--- begin Available data ---

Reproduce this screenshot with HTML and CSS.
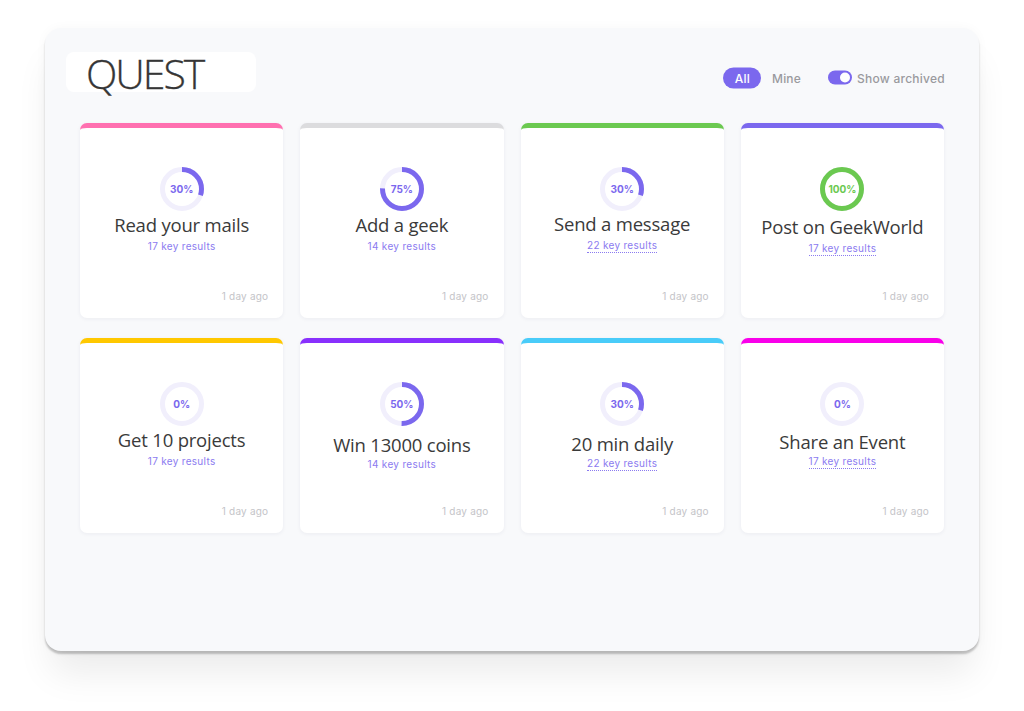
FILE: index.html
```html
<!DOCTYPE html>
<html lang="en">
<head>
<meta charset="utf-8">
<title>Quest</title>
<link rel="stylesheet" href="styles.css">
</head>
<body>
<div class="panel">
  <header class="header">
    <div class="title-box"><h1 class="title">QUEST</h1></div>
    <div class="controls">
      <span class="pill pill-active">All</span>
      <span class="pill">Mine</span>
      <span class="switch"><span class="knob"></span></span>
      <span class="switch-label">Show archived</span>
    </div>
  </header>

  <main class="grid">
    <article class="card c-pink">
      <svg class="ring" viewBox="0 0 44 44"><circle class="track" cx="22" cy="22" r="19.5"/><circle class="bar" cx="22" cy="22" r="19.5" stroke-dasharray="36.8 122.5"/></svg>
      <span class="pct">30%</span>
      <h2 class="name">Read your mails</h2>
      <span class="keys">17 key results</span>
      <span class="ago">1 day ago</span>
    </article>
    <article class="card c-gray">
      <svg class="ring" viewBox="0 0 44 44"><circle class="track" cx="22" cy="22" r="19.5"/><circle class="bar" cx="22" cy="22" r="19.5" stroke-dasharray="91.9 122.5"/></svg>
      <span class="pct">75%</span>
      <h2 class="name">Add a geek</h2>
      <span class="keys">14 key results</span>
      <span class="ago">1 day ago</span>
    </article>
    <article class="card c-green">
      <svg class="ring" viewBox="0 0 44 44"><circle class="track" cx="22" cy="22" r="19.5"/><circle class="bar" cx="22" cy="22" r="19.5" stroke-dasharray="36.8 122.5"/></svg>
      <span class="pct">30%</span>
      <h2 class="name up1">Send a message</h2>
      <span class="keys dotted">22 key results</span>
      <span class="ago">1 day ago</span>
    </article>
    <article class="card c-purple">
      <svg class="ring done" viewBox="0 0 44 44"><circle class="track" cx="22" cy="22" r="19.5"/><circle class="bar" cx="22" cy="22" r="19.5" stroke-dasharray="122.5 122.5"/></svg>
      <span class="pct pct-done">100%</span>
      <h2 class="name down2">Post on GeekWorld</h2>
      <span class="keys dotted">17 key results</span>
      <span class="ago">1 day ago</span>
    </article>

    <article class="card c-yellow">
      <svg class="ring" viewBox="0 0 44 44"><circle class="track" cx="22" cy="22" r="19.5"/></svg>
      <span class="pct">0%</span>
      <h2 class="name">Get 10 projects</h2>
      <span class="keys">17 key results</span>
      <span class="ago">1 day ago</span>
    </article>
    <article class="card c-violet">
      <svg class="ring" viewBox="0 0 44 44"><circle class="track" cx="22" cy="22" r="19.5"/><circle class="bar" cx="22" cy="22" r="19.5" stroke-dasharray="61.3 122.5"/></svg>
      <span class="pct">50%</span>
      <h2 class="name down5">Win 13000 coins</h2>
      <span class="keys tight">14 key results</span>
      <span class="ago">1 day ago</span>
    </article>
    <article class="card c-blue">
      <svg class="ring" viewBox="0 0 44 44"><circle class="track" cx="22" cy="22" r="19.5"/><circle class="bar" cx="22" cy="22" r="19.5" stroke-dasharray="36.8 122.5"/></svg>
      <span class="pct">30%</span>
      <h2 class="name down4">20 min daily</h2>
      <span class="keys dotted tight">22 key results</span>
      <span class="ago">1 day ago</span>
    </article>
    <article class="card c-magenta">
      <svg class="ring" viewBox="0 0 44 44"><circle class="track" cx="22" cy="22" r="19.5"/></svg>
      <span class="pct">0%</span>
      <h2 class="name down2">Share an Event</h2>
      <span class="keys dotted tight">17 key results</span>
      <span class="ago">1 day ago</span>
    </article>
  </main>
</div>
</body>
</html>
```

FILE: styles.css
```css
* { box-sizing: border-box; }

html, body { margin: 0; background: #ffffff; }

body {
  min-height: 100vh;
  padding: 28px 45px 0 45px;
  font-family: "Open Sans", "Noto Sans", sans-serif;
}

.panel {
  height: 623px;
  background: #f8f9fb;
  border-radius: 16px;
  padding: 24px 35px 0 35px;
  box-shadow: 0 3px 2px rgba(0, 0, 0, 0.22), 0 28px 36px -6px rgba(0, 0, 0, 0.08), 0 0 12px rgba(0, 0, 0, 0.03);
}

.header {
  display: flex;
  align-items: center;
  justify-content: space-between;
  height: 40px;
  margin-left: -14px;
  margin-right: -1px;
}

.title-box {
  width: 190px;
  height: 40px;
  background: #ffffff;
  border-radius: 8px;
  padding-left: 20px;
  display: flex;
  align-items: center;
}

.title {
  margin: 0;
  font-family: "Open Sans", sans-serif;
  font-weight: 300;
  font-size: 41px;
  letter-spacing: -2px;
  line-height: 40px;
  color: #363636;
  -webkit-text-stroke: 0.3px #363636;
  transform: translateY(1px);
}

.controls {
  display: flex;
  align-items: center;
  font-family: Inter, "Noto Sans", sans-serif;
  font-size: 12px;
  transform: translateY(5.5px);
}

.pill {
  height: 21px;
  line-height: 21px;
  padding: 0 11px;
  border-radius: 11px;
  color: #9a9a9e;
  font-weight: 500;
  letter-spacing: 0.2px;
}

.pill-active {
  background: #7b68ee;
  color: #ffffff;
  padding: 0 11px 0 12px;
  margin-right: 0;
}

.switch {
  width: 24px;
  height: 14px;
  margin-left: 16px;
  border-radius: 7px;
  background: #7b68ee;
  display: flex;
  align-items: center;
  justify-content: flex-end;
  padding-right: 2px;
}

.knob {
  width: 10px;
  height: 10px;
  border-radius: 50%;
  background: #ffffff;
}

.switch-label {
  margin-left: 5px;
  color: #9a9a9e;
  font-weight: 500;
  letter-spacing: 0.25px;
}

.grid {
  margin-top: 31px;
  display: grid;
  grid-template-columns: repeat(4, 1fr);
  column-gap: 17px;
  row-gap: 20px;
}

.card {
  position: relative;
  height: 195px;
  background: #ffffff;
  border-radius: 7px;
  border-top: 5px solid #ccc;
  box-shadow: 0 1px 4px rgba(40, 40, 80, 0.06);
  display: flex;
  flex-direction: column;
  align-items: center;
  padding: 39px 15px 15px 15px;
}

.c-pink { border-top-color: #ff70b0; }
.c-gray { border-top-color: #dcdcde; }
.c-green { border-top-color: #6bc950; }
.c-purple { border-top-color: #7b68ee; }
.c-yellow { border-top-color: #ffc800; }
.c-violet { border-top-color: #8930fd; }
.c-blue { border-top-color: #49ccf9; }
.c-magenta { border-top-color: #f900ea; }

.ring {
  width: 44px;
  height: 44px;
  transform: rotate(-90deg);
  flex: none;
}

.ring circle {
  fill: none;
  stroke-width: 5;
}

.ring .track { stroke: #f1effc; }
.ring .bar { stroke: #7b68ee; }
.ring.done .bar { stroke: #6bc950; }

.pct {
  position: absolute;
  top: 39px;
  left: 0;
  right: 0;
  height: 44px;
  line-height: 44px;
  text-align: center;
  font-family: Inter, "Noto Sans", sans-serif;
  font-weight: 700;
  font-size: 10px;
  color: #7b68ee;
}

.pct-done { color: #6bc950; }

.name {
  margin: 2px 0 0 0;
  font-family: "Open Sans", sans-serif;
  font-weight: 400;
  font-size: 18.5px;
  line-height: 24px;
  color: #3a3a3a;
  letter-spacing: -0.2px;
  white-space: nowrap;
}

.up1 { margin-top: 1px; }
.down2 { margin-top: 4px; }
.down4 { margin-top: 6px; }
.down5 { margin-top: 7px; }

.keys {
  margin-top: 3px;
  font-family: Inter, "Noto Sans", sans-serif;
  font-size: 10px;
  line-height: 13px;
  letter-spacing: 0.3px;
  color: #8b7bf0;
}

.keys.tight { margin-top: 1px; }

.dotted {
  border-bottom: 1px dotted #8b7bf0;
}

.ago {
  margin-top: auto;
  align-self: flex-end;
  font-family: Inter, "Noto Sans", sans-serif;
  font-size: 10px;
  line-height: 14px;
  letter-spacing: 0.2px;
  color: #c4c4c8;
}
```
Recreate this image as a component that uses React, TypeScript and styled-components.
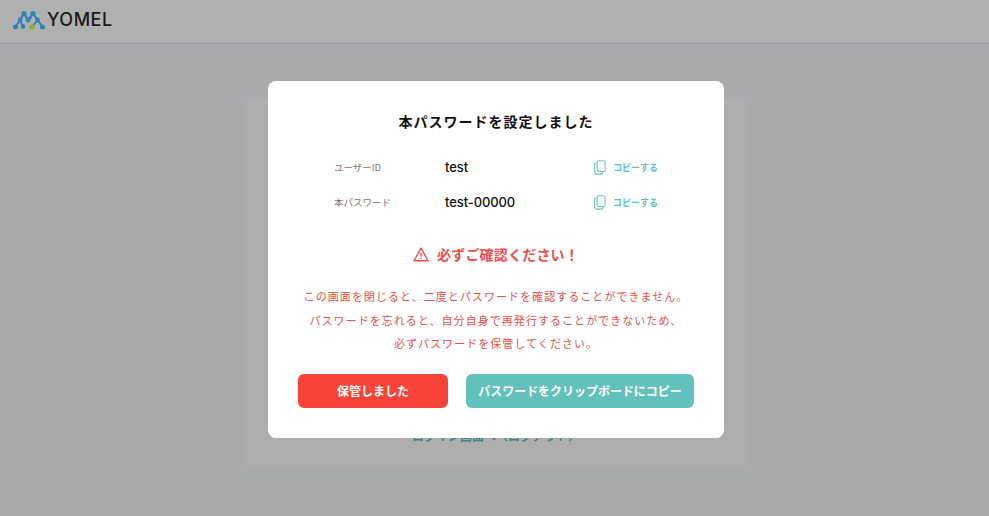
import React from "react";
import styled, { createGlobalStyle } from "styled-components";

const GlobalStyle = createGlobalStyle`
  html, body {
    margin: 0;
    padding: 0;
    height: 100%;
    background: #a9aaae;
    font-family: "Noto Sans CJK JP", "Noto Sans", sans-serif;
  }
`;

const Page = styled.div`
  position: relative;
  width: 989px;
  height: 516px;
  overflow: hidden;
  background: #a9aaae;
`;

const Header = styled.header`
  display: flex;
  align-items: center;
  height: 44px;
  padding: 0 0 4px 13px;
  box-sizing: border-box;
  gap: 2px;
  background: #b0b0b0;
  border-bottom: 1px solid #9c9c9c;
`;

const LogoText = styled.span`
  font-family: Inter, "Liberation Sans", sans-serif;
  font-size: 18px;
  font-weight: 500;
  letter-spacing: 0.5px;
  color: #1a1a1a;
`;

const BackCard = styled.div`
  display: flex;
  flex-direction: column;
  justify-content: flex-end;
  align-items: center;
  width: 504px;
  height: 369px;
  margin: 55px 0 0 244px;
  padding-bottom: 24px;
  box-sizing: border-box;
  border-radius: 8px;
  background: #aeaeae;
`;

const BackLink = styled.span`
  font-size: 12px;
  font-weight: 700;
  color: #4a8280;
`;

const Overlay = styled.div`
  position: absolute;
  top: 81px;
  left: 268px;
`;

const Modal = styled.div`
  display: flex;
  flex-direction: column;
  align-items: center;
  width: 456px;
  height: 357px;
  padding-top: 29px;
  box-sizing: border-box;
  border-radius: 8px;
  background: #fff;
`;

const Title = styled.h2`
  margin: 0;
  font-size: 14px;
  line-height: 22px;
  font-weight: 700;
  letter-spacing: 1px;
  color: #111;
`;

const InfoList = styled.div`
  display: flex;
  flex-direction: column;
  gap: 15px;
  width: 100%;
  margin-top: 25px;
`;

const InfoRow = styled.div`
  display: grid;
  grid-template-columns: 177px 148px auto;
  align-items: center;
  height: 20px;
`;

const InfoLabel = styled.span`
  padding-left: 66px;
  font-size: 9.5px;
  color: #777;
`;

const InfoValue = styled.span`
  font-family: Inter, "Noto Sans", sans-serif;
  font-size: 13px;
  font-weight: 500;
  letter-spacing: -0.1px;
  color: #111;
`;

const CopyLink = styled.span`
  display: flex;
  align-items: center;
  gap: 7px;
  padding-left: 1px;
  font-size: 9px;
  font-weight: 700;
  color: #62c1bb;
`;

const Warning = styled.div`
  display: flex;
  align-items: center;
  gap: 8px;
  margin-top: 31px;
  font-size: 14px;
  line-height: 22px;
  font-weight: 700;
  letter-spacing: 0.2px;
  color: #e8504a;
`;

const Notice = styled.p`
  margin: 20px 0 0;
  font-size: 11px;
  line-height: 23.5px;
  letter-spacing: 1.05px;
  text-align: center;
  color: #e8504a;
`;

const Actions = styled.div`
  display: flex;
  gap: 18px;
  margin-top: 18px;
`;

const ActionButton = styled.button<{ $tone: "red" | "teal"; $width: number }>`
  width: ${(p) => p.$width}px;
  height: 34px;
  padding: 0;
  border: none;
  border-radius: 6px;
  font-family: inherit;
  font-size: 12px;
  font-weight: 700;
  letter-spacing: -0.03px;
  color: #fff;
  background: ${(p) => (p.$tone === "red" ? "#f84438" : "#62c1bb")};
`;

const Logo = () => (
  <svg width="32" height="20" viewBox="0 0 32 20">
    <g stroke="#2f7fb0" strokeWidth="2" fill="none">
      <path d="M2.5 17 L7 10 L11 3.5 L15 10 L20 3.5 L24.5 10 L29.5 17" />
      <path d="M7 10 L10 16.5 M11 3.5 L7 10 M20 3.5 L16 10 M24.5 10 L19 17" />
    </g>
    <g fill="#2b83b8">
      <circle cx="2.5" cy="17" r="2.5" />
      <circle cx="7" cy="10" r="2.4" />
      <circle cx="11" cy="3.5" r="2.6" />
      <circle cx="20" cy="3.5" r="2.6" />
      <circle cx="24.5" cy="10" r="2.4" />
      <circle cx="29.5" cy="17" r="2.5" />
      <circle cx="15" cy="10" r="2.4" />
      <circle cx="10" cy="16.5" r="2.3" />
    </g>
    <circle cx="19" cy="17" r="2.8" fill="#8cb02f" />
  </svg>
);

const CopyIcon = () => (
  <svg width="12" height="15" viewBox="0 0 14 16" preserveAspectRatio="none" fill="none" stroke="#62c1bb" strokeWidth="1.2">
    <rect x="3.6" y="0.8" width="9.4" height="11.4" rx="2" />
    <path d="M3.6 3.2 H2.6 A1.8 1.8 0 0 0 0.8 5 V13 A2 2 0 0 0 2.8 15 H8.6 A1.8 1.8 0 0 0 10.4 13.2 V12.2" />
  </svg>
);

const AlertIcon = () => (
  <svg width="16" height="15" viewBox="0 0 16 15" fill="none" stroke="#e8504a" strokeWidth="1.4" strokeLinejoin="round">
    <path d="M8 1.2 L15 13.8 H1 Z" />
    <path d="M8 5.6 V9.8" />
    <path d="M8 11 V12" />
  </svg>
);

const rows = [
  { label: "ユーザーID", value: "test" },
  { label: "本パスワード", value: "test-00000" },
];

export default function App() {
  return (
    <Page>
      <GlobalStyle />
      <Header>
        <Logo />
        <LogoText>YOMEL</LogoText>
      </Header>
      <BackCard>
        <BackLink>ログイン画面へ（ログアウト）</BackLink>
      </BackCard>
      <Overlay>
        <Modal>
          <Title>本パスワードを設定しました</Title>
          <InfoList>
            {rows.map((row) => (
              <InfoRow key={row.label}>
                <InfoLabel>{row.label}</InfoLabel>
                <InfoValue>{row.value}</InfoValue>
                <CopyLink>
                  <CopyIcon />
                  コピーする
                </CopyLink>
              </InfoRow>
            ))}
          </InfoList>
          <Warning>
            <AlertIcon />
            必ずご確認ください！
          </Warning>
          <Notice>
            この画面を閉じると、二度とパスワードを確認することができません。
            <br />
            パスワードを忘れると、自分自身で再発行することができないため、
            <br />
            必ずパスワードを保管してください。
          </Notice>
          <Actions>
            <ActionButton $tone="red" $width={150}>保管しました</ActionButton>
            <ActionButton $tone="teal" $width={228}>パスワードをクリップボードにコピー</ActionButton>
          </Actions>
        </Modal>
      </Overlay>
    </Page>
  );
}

--- end Available data ---

▸ Instructions to follow: Looking at the entries above, state how many lines contain "components"; give the number alone.

▸ Final result: 2